Honing Your Craft:  Brush Accuracy

Can anything be more tragic than to feel the infinite beauty of your surroundings,
to read natures innermost secrets and, conscious of your own helplessness,
 to be incapable of expressing those powerful emotions?”
 
Isaac Levitan


I am constantly asked by artists---what creates a successful painter?  While I believe there are different paths to success, the one most often overlooked by mediocre painters is craft.  “Craft” is almost a dirty word today, with the “anything goes” mentality being taught in many art schools and workshops.  Craft is the foundation that good art is built upon. You will not succeed as an artist if you only rely on craft.  However, you cannot be great without it. You must never abandon the quest to improve your fundamental skills.
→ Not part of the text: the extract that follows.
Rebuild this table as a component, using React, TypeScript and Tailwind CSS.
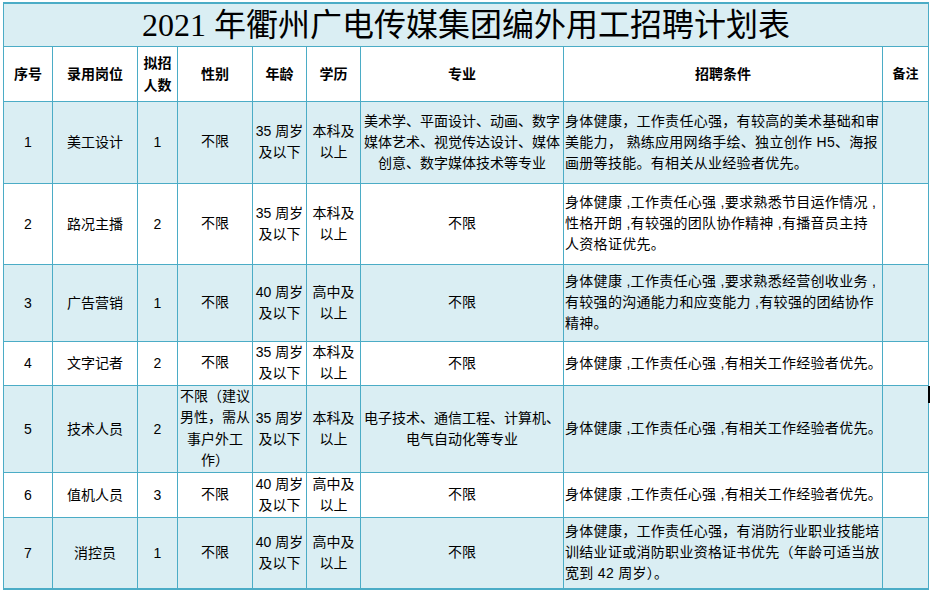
import React from 'react';

type Row = {
  no: string;
  pos: string;
  num: string;
  sex: string[];
  age: string[];
  edu: string[];
  major: string[];
  cond: string[];
  h: string;
  blue: boolean;
};

const rows: Row[] = [
  {
    no: '1', pos: '美工设计', num: '1', sex: ['不限'], age: ['35 周岁', '及以下'], edu: ['本科及', '以上'],
    major: ['美术学、平面设计、动画、数字', '媒体艺术、视觉传达设计、媒体', '创意、数字媒体技术等专业'],
    cond: ['身体健康，工作责任心强，有较高的美术基础和审', '美能力， 熟练应用网络手绘、独立创作 H5、海报', '画册等技能。有相关从业经验者优先。'],
    h: 'h-[82px]', blue: true,
  },
  {
    no: '2', pos: '路况主播', num: '2', sex: ['不限'], age: ['35 周岁', '及以下'], edu: ['本科及', '以上'],
    major: ['不限'],
    cond: ['身体健康 ,工作责任心强 ,要求熟悉节目运作情况 ,', '性格开朗 ,有较强的团队协作精神 ,有播音员主持', '人资格证优先。'],
    h: 'h-[81px]', blue: false,
  },
  {
    no: '3', pos: '广告营销', num: '1', sex: ['不限'], age: ['40 周岁', '及以下'], edu: ['高中及', '以上'],
    major: ['不限'],
    cond: ['身体健康 ,工作责任心强 ,要求熟悉经营创收业务 ,', '有较强的沟通能力和应变能力 ,有较强的团结协作', '精神。'],
    h: 'h-[77px]', blue: true,
  },
  {
    no: '4', pos: '文字记者', num: '2', sex: ['不限'], age: ['35 周岁', '及以下'], edu: ['本科及', '以上'],
    major: ['不限'],
    cond: ['身体健康 ,工作责任心强 ,有相关工作经验者优先。'],
    h: 'h-[44px]', blue: false,
  },
  {
    no: '5', pos: '技术人员', num: '2', sex: ['不限（建议', '男性，需从', '事户外工', '作）'], age: ['35 周岁', '及以下'], edu: ['本科及', '以上'],
    major: ['电子技术、通信工程、计算机、', '电气自动化等专业'],
    cond: ['身体健康 ,工作责任心强 ,有相关工作经验者优先。'],
    h: 'h-[85px]', blue: true,
  },
  {
    no: '6', pos: '值机人员', num: '3', sex: ['不限'], age: ['40 周岁', '及以下'], edu: ['高中及', '以上'],
    major: ['不限'],
    cond: ['身体健康 ,工作责任心强 ,有相关工作经验者优先。'],
    h: 'h-[45px]', blue: false,
  },
  {
    no: '7', pos: '消控员', num: '1', sex: ['不限'], age: ['40 周岁', '及以下'], edu: ['高中及', '以上'],
    major: ['不限'],
    cond: ['身体健康，工作责任心强，有消防行业职业技能培', '训结业证或消防职业资格证书优先（年龄可适当放', '宽到 42 周岁）。'],
    h: 'h-[72px]', blue: true,
  },
];

const cell = 'border border-[#4bacc6] p-0 align-middle';

const Lines = ({ lines, className = '' }: { lines: string[]; className?: string }) => (
  <div className={className}>
    {lines.map((l, i) => (
      <div key={i} className="whitespace-nowrap">{l}</div>
    ))}
  </div>
);

export default function App() {
  return (
    <div className="relative w-[930px] h-[592px] overflow-hidden bg-white pt-[2px] pl-[3px] text-black font-['Liberation_Sans','Noto_Sans_CJK_SC',sans-serif]">
      <table className="table-fixed border-collapse w-[925px] text-[14px] leading-[20px]">
        <colgroup>
          <col className="w-[49px]" />
          <col className="w-[85px]" />
          <col className="w-[40px]" />
          <col className="w-[75px]" />
          <col className="w-[54px]" />
          <col className="w-[54px]" />
          <col className="w-[203px]" />
          <col className="w-[319px]" />
          <col className="w-[46px]" />
        </colgroup>
        <tbody>
          <tr className="h-[43px] bg-[#daeef3]">
            <td colSpan={9} className={`${cell} border-t-2 text-center text-[32px] leading-[38px] font-['Liberation_Serif','Noto_Sans_CJK_SC',serif]`}>
              2021 年衢州广电传媒集团编外用工招聘计划表
            </td>
          </tr>
          <tr className="h-[55px] bg-white font-bold">
            <td className={`${cell} text-center`}>序号</td>
            <td className={`${cell} text-center`}>录用岗位</td>
            <td className={`${cell} text-center leading-[22px]`}>
              <div>拟招</div>
              <div>人数</div>
            </td>
            <td className={`${cell} text-center`}>性别</td>
            <td className={`${cell} text-center`}>年龄</td>
            <td className={`${cell} text-center`}>学历</td>
            <td className={`${cell} text-center`}>专业</td>
            <td className={`${cell} text-center`}>招聘条件</td>
            <td className={`${cell} text-center text-[13px]`}>备注</td>
          </tr>
          {rows.map((r, i) => {
            const last = i === rows.length - 1 ? 'border-b-2' : '';
            return (
              <tr key={r.no} className={`${r.h} ${r.blue ? 'bg-[#daeef3]' : 'bg-white'}`}>
                <td className={`${cell} text-center ${last}`}>{r.no}</td>
                <td className={`${cell} text-center ${last}`}>{r.pos}</td>
                <td className={`${cell} text-center ${last}`}>{r.num}</td>
                <td className={`${cell} text-center ${last}`}>
                  <Lines lines={r.sex} className="leading-[21.5px]" />
                </td>
                <td className={`${cell} text-center ${last}`}>
                  <Lines lines={r.age} className="leading-[21px]" />
                </td>
                <td className={`${cell} text-center ${last}`}>
                  <Lines lines={r.edu} className="leading-[21px]" />
                </td>
                <td className={`${cell} text-center ${last}`}>
                  <Lines lines={r.major} className="leading-[21px]" />
                </td>
                <td className={`${cell} text-left pl-[1px] ${last}`}>
                  <Lines lines={r.cond} className="leading-[21px] tracking-[0.3px]" />
                </td>
                <td className={`${cell} ${last}`}></td>
              </tr>
            );
          })}
        </tbody>
      </table>
      <div className="absolute left-[928px] top-[386px] w-[2px] h-[17px] bg-black" />
    </div>
  );
}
The fundamental skills in outdoor painting are:
Brush Control
Drawing from Life
Seeing

I cannot overstate the importance of being able to make the mark you want with your brush on a canvas.  Let’s start with that skill in this article and deal with the other fundamentals in future articles.

PAINTING EXERCISE ONE: 
MAKING THE CORRECT SHAPE ON YOUR CANVAS

  • Place your canvas 90 degrees away from the object you’re going to paint.  
  • Pick a starting point on your canvas for the object.
  • Look over your shoulder at the object.  Only look at the object while you draw---not your canvas.
  • Outline the object’s shape on the canvas.
  • Look back at your canvas and see how accurately you have judged the relationships of its contours.
  • Practice this until you can accurately copy any object you are seeing

PAINTING EXERCISE TWO: 
PAINTING THE CORRECT SIZE & PLACEMENT ON YOUR CANVAS

  • Using a paint brush, paint 10 dots of different sizes on a piece of tracing paper.  Paint them randomly with no apparent order.
  • Using another piece of paper, copy the placement and size of the dots---without tracing.
  • When the paint is dry, lay one over the other to see how accurately you’ve judged their placement and size.  The dots should line up almost perfectly.
  • Repeat until you are successful

A shortfall I see with many older adults is they think if they take art classes or practice a technique for a year or two, they feel they’ve succeeded at the technique. They are focused on time spent---not on the results of their efforts. You have learned a technique when you have the facility of your teacher and that ability is recognized by others.  Children usually understand this concept and will repeat their training over and over until they learn it to everyone’s satisfaction---no matter how long it takes; few adults have that kind of drive.  

If you want to make serious improvement in your painting, you need to work on your artistic weaknesses.  Practice, practice, practice!